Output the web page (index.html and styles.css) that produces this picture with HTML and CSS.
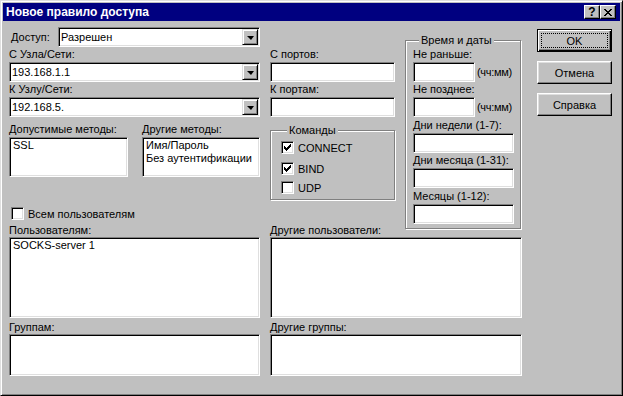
FILE: index.html
```html
<!DOCTYPE html>
<html lang="ru">

<head>
  <meta charset="UTF-8">
  <title>Новое правило доступа</title>
  <link rel="stylesheet" href="styles.css">
</head>

<body>

  <div class="dialog">
    <div class="titlebar">
      <h1>Новое правило доступа</h1>
      <span class="tbtn help">?</span>
      <span class="tbtn close">
        <svg width="8" height="7" viewBox="0 0 8 7">
          <path d="M0 0h2v1h-2z M6 0h2v1h-2z M1 1h2v1h-2z M5 1h2v1h-2z M2 2h4v1h-4z M3 3h2v1h-2z M2 4h4v1h-4z M1 5h2v1h-2z M5 5h2v1h-2z M0 6h2v1h-2z M6 6h2v1h-2z" fill="#000" />
        </svg>
      </span>
    </div>

    <div class="content">
      <div class="form">

        <div class="top">
          <!-- host / network column -->
          <div class="col-left">
            <div class="access-row">
              <label class="access-label">Доступ:</label>
              <div class="field combo access-combo">
                <span class="value">Разрешен</span>
                <span class="drop"><i></i></span>
              </div>
            </div>
            <label class="lbl">С Узла/Сети:</label>
            <div class="field combo">
              <span class="value">193.168.1.1</span>
              <span class="drop"><i></i></span>
            </div>
            <label class="lbl">К Узлу/Сети:</label>
            <div class="field combo">
              <span class="value">192.168.5.</span>
              <span class="drop"><i></i></span>
            </div>

            <div class="methods">
              <div class="mcol mcol-allowed">
                <label class="lbl">Допустимые методы:</label>
                <div class="field list short">
                  <div>SSL</div>
                </div>
              </div>
              <div class="mcol mcol-other">
                <label class="lbl">Другие методы:</label>
                <div class="field list short">
                  <div>Имя/Пароль</div>
                  <div>Без аутентификации</div>
                </div>
              </div>
            </div>

            <div class="check-row all-users">
              <span class="check"></span>
              <span>Всем пользователям</span>
            </div>
          </div>

          <!-- ports and commands -->
          <div class="col-mid">
            <label class="lbl first">С портов:</label>
            <div class="field input"></div>
            <label class="lbl">К портам:</label>
            <div class="field input"></div>

            <div class="group cmds">
              <span class="legend">Команды</span>
              <div class="check-row cmd-connect">
                <span class="check on">
                  <svg width="7" height="7" viewBox="0 0 7 7">
                    <path d="M0 2h1v3h-1z M1 3h1v3h-1z M2 4h1v3h-1z M3 3h1v3h-1z M4 2h1v3h-1z M5 1h1v3h-1z M6 0h1v3h-1z" fill="#000" />
                  </svg>
                </span>
                <span>CONNECT</span>
              </div>
              <div class="check-row cmd-bind">
                <span class="check on">
                  <svg width="7" height="7" viewBox="0 0 7 7">
                    <path d="M0 2h1v3h-1z M1 3h1v3h-1z M2 4h1v3h-1z M3 3h1v3h-1z M4 2h1v3h-1z M5 1h1v3h-1z M6 0h1v3h-1z" fill="#000" />
                  </svg>
                </span>
                <span>BIND</span>
              </div>
              <div class="check-row cmd-udp">
                <span class="check"></span>
                <span>UDP</span>
              </div>
            </div>
          </div>

          <!-- time and dates -->
          <div class="group times">
            <span class="legend">Время и даты</span>
            <label class="lbl">Не раньше:</label>
            <div class="time-row">
              <div class="field time"></div>
              <span class="hint">(чч:мм)</span>
            </div>
            <label class="lbl">Не позднее:</label>
            <div class="time-row">
              <div class="field time"></div>
              <span class="hint">(чч:мм)</span>
            </div>
            <label class="lbl tall">Дни недели (1-7):</label>
            <div class="field date"></div>
            <label class="lbl">Дни месяца (1-31):</label>
            <div class="field date"></div>
            <label class="lbl tall">Месяцы (1-12):</label>
            <div class="field date"></div>
          </div>
        </div>

        <!-- users and groups -->
        <div class="bottom">
          <div class="ucol">
            <label class="blbl">Пользователям:</label>
            <div class="field list users">
              <div>SOCKS-server 1</div>
            </div>
            <label class="blbl second">Группам:</label>
            <div class="field list groups"></div>
          </div>
          <div class="ucol">
            <label class="blbl">Другие пользователи:</label>
            <div class="field list users"></div>
            <label class="blbl second">Другие группы:</label>
            <div class="field list groups"></div>
          </div>
        </div>
      </div>

      <div class="buttons">
        <div class="btn default"><span class="focus">OK</span></div>
        <div class="btn"><span>Отмена</span></div>
        <div class="btn"><span>Справка</span></div>
      </div>
    </div>
  </div>

</body>

</html>
```

FILE: styles.css
```css
* {
  box-sizing: border-box;
}

body {
  margin: 0;
  background: #c0c0c0;
  font-family: "Liberation Sans", Arial, sans-serif;
  font-size: 11px;
  color: #000;
}

/* window frame */
.dialog {
  width: 623px;
  height: 396px;
  background: #c0c0c0;
  border: 1px solid;
  border-color: #dfdfdf #000 #000 #dfdfdf;
  box-shadow: inset 1px 1px #fff, inset -1px -1px #808080;
  padding: 2px;
}

.titlebar {
  height: 18px;
  background: #000080;
  color: #fff;
  display: flex;
  align-items: center;
  padding: 0 4px 0 3px;
}

.titlebar h1 {
  flex: 1;
  margin: 0;
  font-size: 12px;
  font-weight: bold;
}

.tbtn {
  width: 16px;
  height: 14px;
  display: flex;
  align-items: center;
  justify-content: center;
  color: #000;
  font-weight: bold;
  font-size: 12px;
  background: #c0c0c0;
  border: 1px solid;
  border-color: #fff #000 #000 #fff;
  box-shadow: inset -1px -1px #808080;
}

.content {
  display: flex;
  padding: 6px 0 0 6px;
}

.form {
  width: 513px;
}

.top {
  display: flex;
  gap: 10px;
  height: 197px;
}

/* sunken white field */
.field {
  background: #fff;
  border: 1px solid;
  border-color: #808080 #fff #fff #808080;
  box-shadow: inset 1px 1px #000, inset -1px -1px #dfdfdf;
}

.lbl {
  display: block;
  height: 15px;
  line-height: 15px;
  white-space: nowrap;
}

.lbl.tall {
  height: 16px;
  line-height: 17px;
}

.col-left {
  width: 251px;
  display: flex;
  flex-direction: column;
}

.access-row {
  display: flex;
  align-items: center;
  height: 20px;
}

.access-label {
  padding-left: 2px;
}

.combo {
  height: 20px;
  display: flex;
  align-items: center;
  padding: 1px;
}

.access-combo {
  width: 202px;
  margin-left: auto;
}

.combo .value {
  flex: 1;
  padding-left: 1px;
}

.drop {
  width: 16px;
  height: 16px;
  display: flex;
  align-items: center;
  justify-content: center;
  background: #c0c0c0;
  border: 1px solid;
  border-color: #dfdfdf #000 #000 #dfdfdf;
  box-shadow: inset 1px 1px #fff, inset -1px -1px #808080;
}

.drop i {
  width: 0;
  height: 0;
  border-left: 4px solid transparent;
  border-right: 3px solid transparent;
  border-top: 4px solid #000;
  margin-top: 1px;
}

.methods {
  display: flex;
  gap: 14px;
  margin-top: 5px;
}

.mcol-allowed {
  width: 119px;
}

.mcol-other {
  width: 118px;
}

.list {
  padding: 1px 3px;
  line-height: 13px;
}

.list.short {
  height: 40px;
}

.check-row {
  display: flex;
  align-items: center;
  gap: 4px;
  height: 13px;
}

.check {
  width: 13px;
  height: 13px;
  display: flex;
  align-items: center;
  justify-content: center;
  background: #fff;
  border: 1px solid;
  border-color: #808080 #fff #fff #808080;
  box-shadow: inset 1px 1px #000, inset -1px -1px #dfdfdf;
}

.all-users {
  margin: 30px 0 0 2px;
}

.col-mid {
  width: 125px;
  display: flex;
  flex-direction: column;
}

.lbl.first {
  margin-top: 20px;
}

.input {
  height: 20px;
}

/* etched group box */
.group {
  border: 1px solid #808080;
  box-shadow: 1px 1px #fff, inset 1px 1px #fff;
  display: flex;
  flex-direction: column;
}

.legend {
  align-self: flex-start;
  height: 13px;
  line-height: 13px;
  margin: -7px 0 0 6px;
  padding: 0 2px;
  background: #c0c0c0;
}

.cmds {
  margin-top: 13px;
  height: 70px;
  padding-left: 10px;
}

.cmd-connect {
  margin-top: 4px;
}

.cmd-bind {
  margin-top: 8px;
}

.cmd-udp {
  margin-top: 6px;
}

.times {
  width: 116px;
  height: 189px;
  margin-top: 13px;
  padding-left: 7px;
}

.time-row {
  display: flex;
  align-items: center;
  gap: 2px;
}

.time {
  width: 62px;
  height: 20px;
}

.hint {
  letter-spacing: -0.3px;
}

.date {
  width: 101px;
  height: 20px;
}

.bottom {
  display: grid;
  grid-template-columns: 251px 252px;
  column-gap: 10px;
}

.blbl {
  display: block;
  height: 13px;
  line-height: 13px;
}

.blbl.second {
  margin-top: 3px;
}

.users {
  height: 81px;
}

.groups {
  height: 42px;
}

.buttons {
  display: flex;
  flex-direction: column;
  gap: 9px;
  margin: 2px 0 0 15px;
}

.btn {
  width: 75px;
  height: 23px;
  display: flex;
  align-items: center;
  justify-content: center;
  background: #c0c0c0;
  border: 1px solid;
  border-color: #fff #000 #000 #fff;
  box-shadow: inset -1px -1px #808080, inset 1px 1px #dfdfdf;
}

.btn.default {
  padding: 3px;
  border-color: #000;
  box-shadow: inset 1px 1px #fff, inset -1px -1px #000, inset -2px -2px #808080;
}

.focus {
  flex: 1;
  align-self: stretch;
  display: flex;
  align-items: center;
  justify-content: center;
  border: 1px dotted #000;
}
```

══════

Gather every line from the listing above in which "styles" appears, and copy those lines.

• [Complete answer]:
Output the web page (index.html and styles.css) that produces this picture with HTML and CSS.
  <link rel="stylesheet" href="styles.css">
FILE: styles.css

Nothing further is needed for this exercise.